● AIM OF THE TASK
Output the material beneath this task exactly, images excluded.

● SUPPLIED INFORMATION
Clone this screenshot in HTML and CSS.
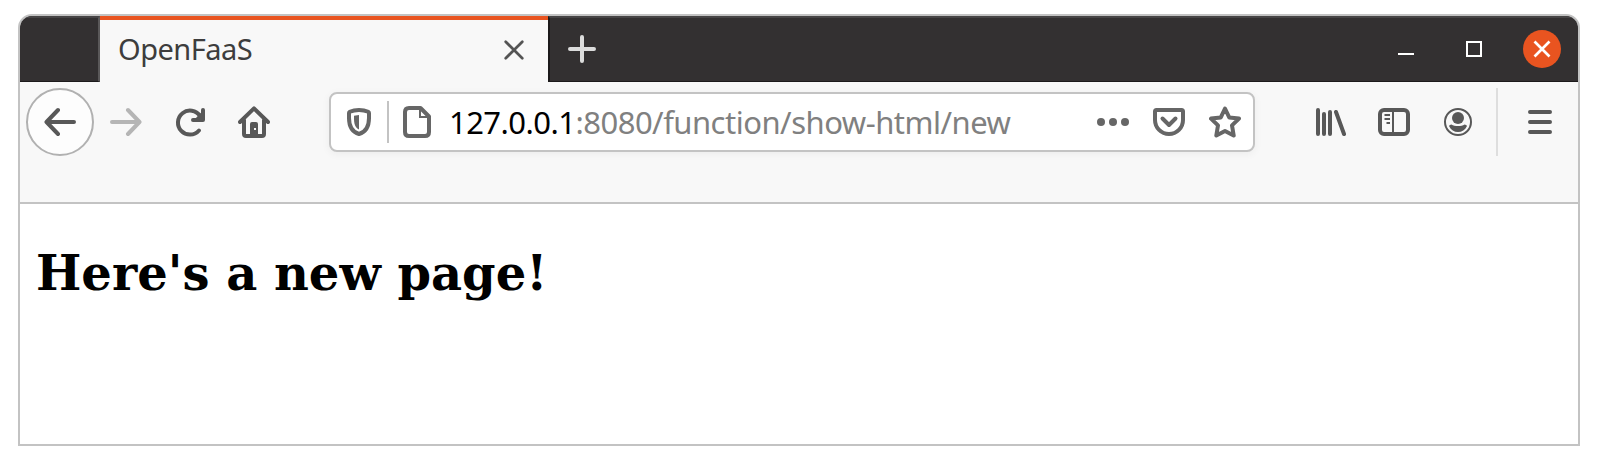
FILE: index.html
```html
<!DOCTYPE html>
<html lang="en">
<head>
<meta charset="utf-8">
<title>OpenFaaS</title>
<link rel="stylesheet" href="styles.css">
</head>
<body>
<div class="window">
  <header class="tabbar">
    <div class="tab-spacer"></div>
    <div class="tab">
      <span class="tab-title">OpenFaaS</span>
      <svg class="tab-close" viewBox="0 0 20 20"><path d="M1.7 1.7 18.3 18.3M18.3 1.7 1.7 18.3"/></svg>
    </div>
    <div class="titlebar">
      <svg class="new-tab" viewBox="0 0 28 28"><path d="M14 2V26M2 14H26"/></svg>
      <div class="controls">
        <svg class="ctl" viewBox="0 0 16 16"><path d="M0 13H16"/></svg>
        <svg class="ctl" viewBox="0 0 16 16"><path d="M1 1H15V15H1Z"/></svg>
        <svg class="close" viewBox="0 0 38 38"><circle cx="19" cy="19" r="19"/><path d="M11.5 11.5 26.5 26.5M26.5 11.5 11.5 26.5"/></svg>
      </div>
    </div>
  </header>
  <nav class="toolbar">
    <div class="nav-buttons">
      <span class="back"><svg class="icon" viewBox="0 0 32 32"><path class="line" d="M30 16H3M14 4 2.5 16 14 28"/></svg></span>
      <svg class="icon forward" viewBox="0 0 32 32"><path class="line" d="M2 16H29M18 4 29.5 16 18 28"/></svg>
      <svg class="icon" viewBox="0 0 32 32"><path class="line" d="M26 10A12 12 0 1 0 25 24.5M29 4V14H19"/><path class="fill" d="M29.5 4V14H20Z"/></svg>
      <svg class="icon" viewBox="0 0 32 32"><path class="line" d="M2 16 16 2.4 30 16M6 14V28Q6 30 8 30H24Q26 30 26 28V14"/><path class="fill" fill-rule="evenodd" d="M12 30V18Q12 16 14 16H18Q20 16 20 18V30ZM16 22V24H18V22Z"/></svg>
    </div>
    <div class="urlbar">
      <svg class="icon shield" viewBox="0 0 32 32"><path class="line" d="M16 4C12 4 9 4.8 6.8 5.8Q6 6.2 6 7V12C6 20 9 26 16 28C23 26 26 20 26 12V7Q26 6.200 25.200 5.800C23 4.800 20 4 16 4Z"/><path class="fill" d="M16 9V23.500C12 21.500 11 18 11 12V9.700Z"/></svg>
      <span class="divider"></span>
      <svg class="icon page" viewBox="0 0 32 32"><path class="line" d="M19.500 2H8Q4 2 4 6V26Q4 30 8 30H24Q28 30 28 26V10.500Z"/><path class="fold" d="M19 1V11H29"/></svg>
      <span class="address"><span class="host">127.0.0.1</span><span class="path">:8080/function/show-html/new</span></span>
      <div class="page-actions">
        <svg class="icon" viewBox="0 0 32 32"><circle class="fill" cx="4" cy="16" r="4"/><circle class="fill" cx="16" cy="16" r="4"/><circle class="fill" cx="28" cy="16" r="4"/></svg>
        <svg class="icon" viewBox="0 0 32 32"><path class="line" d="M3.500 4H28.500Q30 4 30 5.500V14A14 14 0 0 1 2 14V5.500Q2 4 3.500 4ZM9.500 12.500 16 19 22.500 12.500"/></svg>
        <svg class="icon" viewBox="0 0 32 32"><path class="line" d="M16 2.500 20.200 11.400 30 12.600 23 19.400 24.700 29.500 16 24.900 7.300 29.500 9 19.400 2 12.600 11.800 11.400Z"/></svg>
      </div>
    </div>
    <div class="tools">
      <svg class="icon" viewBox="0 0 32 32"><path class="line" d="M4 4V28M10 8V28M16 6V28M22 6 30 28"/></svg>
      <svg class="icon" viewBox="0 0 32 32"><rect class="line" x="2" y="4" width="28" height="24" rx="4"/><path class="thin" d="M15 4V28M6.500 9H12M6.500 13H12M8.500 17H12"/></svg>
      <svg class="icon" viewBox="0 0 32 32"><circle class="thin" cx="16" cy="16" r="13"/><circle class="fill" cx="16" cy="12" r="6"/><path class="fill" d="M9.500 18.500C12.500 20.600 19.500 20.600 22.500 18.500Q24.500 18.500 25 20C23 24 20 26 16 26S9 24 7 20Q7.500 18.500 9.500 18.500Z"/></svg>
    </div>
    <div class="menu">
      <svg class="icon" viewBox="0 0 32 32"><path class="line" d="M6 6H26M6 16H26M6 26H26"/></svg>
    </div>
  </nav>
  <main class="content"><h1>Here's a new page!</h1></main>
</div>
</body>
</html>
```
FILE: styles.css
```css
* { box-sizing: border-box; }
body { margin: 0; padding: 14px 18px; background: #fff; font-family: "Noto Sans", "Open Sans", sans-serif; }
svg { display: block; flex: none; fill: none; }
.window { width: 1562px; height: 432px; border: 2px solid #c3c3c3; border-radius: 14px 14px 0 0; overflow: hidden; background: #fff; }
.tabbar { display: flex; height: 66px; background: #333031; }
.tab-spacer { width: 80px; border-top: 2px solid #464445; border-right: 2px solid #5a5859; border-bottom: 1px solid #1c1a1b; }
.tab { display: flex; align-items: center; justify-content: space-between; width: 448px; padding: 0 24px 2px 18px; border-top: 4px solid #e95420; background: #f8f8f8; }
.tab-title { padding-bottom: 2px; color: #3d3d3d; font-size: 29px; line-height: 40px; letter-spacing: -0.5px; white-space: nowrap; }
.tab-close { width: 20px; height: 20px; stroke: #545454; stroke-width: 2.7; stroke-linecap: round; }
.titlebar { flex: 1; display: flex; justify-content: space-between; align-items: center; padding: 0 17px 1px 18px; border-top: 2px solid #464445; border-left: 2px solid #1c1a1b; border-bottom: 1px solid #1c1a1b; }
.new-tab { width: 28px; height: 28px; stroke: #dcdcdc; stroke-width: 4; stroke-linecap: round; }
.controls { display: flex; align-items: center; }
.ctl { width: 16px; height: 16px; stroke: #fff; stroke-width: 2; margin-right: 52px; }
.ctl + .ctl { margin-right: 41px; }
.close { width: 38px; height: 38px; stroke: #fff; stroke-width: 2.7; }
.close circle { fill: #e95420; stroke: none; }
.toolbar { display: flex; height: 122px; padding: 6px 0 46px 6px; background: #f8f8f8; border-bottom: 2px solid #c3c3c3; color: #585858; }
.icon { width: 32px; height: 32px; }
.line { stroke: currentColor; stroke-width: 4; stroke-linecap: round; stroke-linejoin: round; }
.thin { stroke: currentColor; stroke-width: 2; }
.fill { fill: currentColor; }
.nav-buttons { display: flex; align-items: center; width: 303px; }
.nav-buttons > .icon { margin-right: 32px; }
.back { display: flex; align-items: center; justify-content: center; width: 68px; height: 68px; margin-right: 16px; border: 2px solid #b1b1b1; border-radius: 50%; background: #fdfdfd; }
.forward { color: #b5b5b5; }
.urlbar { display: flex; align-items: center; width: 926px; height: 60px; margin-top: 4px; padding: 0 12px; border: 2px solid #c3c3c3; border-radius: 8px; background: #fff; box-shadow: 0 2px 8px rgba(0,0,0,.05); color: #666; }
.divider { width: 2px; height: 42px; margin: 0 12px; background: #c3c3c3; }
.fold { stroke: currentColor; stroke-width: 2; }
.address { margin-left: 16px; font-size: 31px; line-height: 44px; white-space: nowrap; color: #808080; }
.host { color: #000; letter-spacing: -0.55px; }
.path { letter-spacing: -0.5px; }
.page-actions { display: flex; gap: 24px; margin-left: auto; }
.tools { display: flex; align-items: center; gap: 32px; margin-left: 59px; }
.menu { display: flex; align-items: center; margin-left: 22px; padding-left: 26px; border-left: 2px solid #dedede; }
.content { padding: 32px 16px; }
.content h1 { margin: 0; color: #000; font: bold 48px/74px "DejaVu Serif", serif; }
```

● FULL RESPONSE
Clone this screenshot in HTML and CSS.
FILE: index.html
```html
<!DOCTYPE html>
<html lang="en">
<head>
<meta charset="utf-8">
<title>OpenFaaS</title>
<link rel="stylesheet" href="styles.css">
</head>
<body>
<div class="window">
  <header class="tabbar">
    <div class="tab-spacer"></div>
    <div class="tab">
      <span class="tab-title">OpenFaaS</span>
      <svg class="tab-close" viewBox="0 0 20 20"><path d="M1.7 1.7 18.3 18.3M18.3 1.7 1.7 18.3"/></svg>
    </div>
    <div class="titlebar">
      <svg class="new-tab" viewBox="0 0 28 28"><path d="M14 2V26M2 14H26"/></svg>
      <div class="controls">
        <svg class="ctl" viewBox="0 0 16 16"><path d="M0 13H16"/></svg>
        <svg class="ctl" viewBox="0 0 16 16"><path d="M1 1H15V15H1Z"/></svg>
        <svg class="close" viewBox="0 0 38 38"><circle cx="19" cy="19" r="19"/><path d="M11.5 11.5 26.5 26.5M26.5 11.5 11.5 26.5"/></svg>
      </div>
    </div>
  </header>
  <nav class="toolbar">
    <div class="nav-buttons">
      <span class="back"><svg class="icon" viewBox="0 0 32 32"><path class="line" d="M30 16H3M14 4 2.5 16 14 28"/></svg></span>
      <svg class="icon forward" viewBox="0 0 32 32"><path class="line" d="M2 16H29M18 4 29.5 16 18 28"/></svg>
      <svg class="icon" viewBox="0 0 32 32"><path class="line" d="M26 10A12 12 0 1 0 25 24.5M29 4V14H19"/><path class="fill" d="M29.5 4V14H20Z"/></svg>
      <svg class="icon" viewBox="0 0 32 32"><path class="line" d="M2 16 16 2.4 30 16M6 14V28Q6 30 8 30H24Q26 30 26 28V14"/><path class="fill" fill-rule="evenodd" d="M12 30V18Q12 16 14 16H18Q20 16 20 18V30ZM16 22V24H18V22Z"/></svg>
    </div>
    <div class="urlbar">
      <svg class="icon shield" viewBox="0 0 32 32"><path class="line" d="M16 4C12 4 9 4.8 6.8 5.8Q6 6.2 6 7V12C6 20 9 26 16 28C23 26 26 20 26 12V7Q26 6.200 25.200 5.800C23 4.800 20 4 16 4Z"/><path class="fill" d="M16 9V23.500C12 21.500 11 18 11 12V9.700Z"/></svg>
      <span class="divider"></span>
      <svg class="icon page" viewBox="0 0 32 32"><path class="line" d="M19.500 2H8Q4 2 4 6V26Q4 30 8 30H24Q28 30 28 26V10.500Z"/><path class="fold" d="M19 1V11H29"/></svg>
      <span class="address"><span class="host">127.0.0.1</span><span class="path">:8080/function/show-html/new</span></span>
      <div class="page-actions">
        <svg class="icon" viewBox="0 0 32 32"><circle class="fill" cx="4" cy="16" r="4"/><circle class="fill" cx="16" cy="16" r="4"/><circle class="fill" cx="28" cy="16" r="4"/></svg>
        <svg class="icon" viewBox="0 0 32 32"><path class="line" d="M3.500 4H28.500Q30 4 30 5.500V14A14 14 0 0 1 2 14V5.500Q2 4 3.500 4ZM9.500 12.500 16 19 22.500 12.500"/></svg>
        <svg class="icon" viewBox="0 0 32 32"><path class="line" d="M16 2.500 20.200 11.400 30 12.600 23 19.400 24.700 29.500 16 24.900 7.300 29.500 9 19.400 2 12.600 11.800 11.400Z"/></svg>
      </div>
    </div>
    <div class="tools">
      <svg class="icon" viewBox="0 0 32 32"><path class="line" d="M4 4V28M10 8V28M16 6V28M22 6 30 28"/></svg>
      <svg class="icon" viewBox="0 0 32 32"><rect class="line" x="2" y="4" width="28" height="24" rx="4"/><path class="thin" d="M15 4V28M6.500 9H12M6.500 13H12M8.500 17H12"/></svg>
      <svg class="icon" viewBox="0 0 32 32"><circle class="thin" cx="16" cy="16" r="13"/><circle class="fill" cx="16" cy="12" r="6"/><path class="fill" d="M9.500 18.500C12.500 20.600 19.500 20.600 22.500 18.500Q24.500 18.500 25 20C23 24 20 26 16 26S9 24 7 20Q7.500 18.500 9.500 18.500Z"/></svg>
    </div>
    <div class="menu">
      <svg class="icon" viewBox="0 0 32 32"><path class="line" d="M6 6H26M6 16H26M6 26H26"/></svg>
    </div>
  </nav>
  <main class="content"><h1>Here's a new page!</h1></main>
</div>
</body>
</html>
```
FILE: styles.css
```css
* { box-sizing: border-box; }
body { margin: 0; padding: 14px 18px; background: #fff; font-family: "Noto Sans", "Open Sans", sans-serif; }
svg { display: block; flex: none; fill: none; }
.window { width: 1562px; height: 432px; border: 2px solid #c3c3c3; border-radius: 14px 14px 0 0; overflow: hidden; background: #fff; }
.tabbar { display: flex; height: 66px; background: #333031; }
.tab-spacer { width: 80px; border-top: 2px solid #464445; border-right: 2px solid #5a5859; border-bottom: 1px solid #1c1a1b; }
.tab { display: flex; align-items: center; justify-content: space-between; width: 448px; padding: 0 24px 2px 18px; border-top: 4px solid #e95420; background: #f8f8f8; }
.tab-title { padding-bottom: 2px; color: #3d3d3d; font-size: 29px; line-height: 40px; letter-spacing: -0.5px; white-space: nowrap; }
.tab-close { width: 20px; height: 20px; stroke: #545454; stroke-width: 2.7; stroke-linecap: round; }
.titlebar { flex: 1; display: flex; justify-content: space-between; align-items: center; padding: 0 17px 1px 18px; border-top: 2px solid #464445; border-left: 2px solid #1c1a1b; border-bottom: 1px solid #1c1a1b; }
.new-tab { width: 28px; height: 28px; stroke: #dcdcdc; stroke-width: 4; stroke-linecap: round; }
.controls { display: flex; align-items: center; }
.ctl { width: 16px; height: 16px; stroke: #fff; stroke-width: 2; margin-right: 52px; }
.ctl + .ctl { margin-right: 41px; }
.close { width: 38px; height: 38px; stroke: #fff; stroke-width: 2.7; }
.close circle { fill: #e95420; stroke: none; }
.toolbar { display: flex; height: 122px; padding: 6px 0 46px 6px; background: #f8f8f8; border-bottom: 2px solid #c3c3c3; color: #585858; }
.icon { width: 32px; height: 32px; }
.line { stroke: currentColor; stroke-width: 4; stroke-linecap: round; stroke-linejoin: round; }
.thin { stroke: currentColor; stroke-width: 2; }
.fill { fill: currentColor; }
.nav-buttons { display: flex; align-items: center; width: 303px; }
.nav-buttons > .icon { margin-right: 32px; }
.back { display: flex; align-items: center; justify-content: center; width: 68px; height: 68px; margin-right: 16px; border: 2px solid #b1b1b1; border-radius: 50%; background: #fdfdfd; }
.forward { color: #b5b5b5; }
.urlbar { display: flex; align-items: center; width: 926px; height: 60px; margin-top: 4px; padding: 0 12px; border: 2px solid #c3c3c3; border-radius: 8px; background: #fff; box-shadow: 0 2px 8px rgba(0,0,0,.05); color: #666; }
.divider { width: 2px; height: 42px; margin: 0 12px; background: #c3c3c3; }
.fold { stroke: currentColor; stroke-width: 2; }
.address { margin-left: 16px; font-size: 31px; line-height: 44px; white-space: nowrap; color: #808080; }
.host { color: #000; letter-spacing: -0.55px; }
.path { letter-spacing: -0.5px; }
.page-actions { display: flex; gap: 24px; margin-left: auto; }
.tools { display: flex; align-items: center; gap: 32px; margin-left: 59px; }
.menu { display: flex; align-items: center; margin-left: 22px; padding-left: 26px; border-left: 2px solid #dedede; }
.content { padding: 32px 16px; }
.content h1 { margin: 0; color: #000; font: bold 48px/74px "DejaVu Serif", serif; }
```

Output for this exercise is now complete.